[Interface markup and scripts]
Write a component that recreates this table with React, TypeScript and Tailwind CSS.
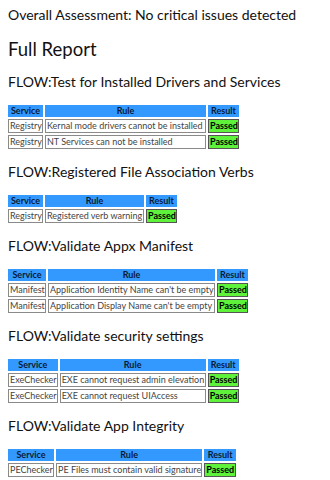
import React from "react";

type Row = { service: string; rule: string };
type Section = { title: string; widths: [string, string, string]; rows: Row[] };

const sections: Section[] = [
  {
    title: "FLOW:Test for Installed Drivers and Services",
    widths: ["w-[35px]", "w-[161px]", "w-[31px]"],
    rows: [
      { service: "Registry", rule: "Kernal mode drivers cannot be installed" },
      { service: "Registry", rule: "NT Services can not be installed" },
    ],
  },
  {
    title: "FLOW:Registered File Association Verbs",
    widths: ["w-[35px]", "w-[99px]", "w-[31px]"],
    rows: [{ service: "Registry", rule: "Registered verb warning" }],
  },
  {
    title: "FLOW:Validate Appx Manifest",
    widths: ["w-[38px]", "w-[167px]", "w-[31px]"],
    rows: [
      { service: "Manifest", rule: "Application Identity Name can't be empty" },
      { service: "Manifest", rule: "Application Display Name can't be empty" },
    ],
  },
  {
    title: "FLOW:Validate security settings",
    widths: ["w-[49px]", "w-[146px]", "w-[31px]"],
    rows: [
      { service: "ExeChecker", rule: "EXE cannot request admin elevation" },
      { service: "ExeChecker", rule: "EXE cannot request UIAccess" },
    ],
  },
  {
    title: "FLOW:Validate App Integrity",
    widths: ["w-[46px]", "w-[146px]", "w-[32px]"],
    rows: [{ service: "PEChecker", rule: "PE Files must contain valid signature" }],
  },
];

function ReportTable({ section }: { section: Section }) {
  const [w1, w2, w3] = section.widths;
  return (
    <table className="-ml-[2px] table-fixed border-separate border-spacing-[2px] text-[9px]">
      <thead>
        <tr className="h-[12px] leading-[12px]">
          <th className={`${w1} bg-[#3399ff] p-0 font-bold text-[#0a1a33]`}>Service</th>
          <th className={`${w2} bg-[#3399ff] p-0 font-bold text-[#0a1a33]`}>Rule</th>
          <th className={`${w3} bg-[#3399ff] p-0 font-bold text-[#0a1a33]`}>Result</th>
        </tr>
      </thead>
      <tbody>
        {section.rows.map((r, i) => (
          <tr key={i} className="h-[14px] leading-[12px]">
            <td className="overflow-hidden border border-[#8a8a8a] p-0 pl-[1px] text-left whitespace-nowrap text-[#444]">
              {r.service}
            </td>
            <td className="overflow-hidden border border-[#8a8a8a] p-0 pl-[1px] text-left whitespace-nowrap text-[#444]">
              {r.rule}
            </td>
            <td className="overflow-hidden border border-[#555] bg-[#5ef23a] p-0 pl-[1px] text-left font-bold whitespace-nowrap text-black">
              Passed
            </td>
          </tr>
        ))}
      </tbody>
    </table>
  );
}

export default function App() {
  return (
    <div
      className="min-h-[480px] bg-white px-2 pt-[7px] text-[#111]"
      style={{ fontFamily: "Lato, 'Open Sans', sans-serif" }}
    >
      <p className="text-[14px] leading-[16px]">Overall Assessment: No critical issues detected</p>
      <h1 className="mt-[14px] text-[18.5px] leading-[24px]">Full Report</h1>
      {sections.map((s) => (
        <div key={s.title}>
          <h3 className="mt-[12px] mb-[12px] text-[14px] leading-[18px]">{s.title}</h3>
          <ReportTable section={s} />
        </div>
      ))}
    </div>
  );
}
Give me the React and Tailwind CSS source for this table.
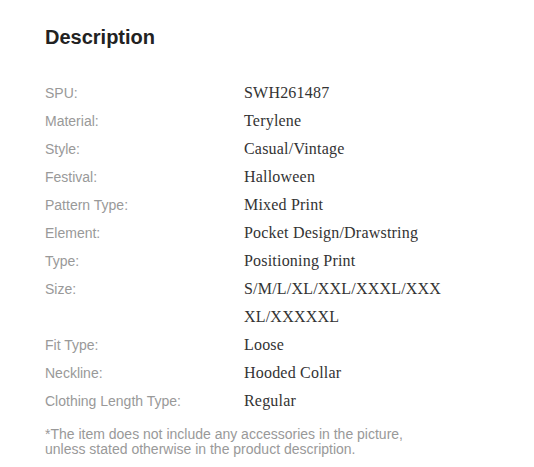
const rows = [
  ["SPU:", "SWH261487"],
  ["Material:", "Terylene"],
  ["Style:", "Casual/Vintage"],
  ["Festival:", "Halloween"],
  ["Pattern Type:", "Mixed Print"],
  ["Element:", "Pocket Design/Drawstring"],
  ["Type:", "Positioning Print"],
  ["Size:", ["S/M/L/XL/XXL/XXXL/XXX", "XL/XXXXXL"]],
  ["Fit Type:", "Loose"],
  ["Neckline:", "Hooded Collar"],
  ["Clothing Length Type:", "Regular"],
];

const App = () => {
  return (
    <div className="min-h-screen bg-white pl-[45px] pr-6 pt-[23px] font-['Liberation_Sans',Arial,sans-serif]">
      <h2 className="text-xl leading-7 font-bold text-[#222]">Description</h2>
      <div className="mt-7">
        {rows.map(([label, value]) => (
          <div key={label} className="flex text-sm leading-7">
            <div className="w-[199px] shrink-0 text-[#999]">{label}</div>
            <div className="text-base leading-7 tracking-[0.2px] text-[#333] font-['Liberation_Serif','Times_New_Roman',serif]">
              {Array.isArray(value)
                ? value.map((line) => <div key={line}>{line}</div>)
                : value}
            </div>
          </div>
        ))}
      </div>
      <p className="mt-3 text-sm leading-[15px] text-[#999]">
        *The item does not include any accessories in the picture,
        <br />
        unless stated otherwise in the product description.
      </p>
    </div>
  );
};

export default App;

Short task: Find all the lines containing "this" in the material, then copy them.

Result below:
Write a component that recreates this table with React, TypeScript and Tailwind CSS.
Give me the React and Tailwind CSS source for this table.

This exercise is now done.